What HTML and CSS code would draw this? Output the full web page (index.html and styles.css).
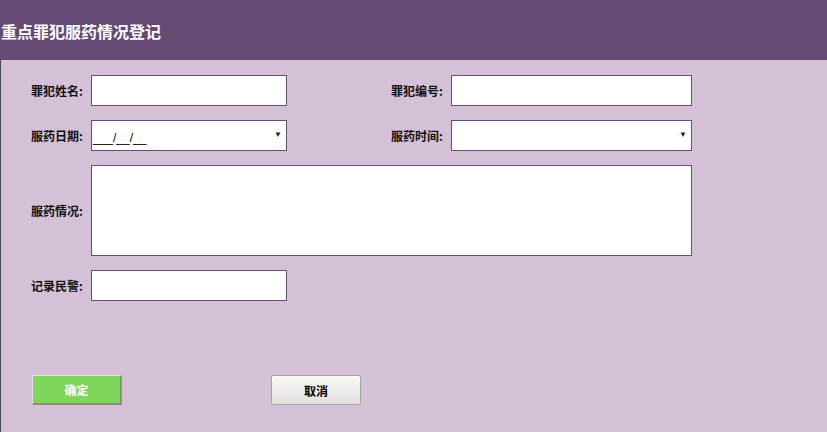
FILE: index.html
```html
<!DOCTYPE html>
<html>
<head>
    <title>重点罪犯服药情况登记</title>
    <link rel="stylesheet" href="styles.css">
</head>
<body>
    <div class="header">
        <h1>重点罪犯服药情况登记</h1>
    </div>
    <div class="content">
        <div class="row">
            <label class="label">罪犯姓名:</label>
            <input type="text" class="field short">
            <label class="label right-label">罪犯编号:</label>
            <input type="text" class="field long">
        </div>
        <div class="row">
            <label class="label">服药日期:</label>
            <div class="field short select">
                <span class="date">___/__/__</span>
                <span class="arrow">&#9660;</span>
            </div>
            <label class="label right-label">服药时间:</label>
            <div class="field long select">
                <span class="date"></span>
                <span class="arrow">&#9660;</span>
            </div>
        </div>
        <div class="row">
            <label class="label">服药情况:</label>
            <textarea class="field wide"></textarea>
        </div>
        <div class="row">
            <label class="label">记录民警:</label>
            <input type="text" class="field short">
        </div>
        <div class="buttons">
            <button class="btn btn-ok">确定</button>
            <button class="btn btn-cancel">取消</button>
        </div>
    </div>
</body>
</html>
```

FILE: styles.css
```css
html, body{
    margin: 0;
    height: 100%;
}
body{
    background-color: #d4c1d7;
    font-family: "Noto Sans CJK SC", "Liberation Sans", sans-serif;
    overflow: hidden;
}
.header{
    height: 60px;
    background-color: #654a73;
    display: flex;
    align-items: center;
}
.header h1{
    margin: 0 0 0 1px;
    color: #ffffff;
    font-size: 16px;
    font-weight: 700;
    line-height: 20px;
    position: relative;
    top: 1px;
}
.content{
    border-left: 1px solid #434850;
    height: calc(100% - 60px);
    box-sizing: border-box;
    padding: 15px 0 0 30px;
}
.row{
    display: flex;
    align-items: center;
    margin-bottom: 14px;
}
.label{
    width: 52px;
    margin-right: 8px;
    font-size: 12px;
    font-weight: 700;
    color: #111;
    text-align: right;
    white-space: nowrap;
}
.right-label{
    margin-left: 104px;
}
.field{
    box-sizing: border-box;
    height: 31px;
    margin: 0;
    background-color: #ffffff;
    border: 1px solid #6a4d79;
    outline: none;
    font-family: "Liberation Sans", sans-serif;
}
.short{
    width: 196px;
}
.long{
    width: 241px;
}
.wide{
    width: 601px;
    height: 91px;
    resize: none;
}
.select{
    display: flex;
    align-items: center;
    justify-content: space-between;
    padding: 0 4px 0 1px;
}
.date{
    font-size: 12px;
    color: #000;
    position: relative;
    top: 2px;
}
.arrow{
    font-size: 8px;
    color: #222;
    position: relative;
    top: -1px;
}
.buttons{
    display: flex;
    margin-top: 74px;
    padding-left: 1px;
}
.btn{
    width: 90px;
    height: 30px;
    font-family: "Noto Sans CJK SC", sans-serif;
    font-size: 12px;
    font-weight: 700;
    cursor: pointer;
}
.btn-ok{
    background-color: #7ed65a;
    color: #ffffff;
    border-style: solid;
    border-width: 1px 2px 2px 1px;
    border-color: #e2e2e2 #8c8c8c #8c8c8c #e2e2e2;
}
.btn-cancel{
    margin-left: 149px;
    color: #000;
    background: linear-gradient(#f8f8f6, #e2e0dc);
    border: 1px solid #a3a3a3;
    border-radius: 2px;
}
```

### Exercise instructions
Only a number is wanted here: how many lines in the data above include the string "index"?

### Final result
2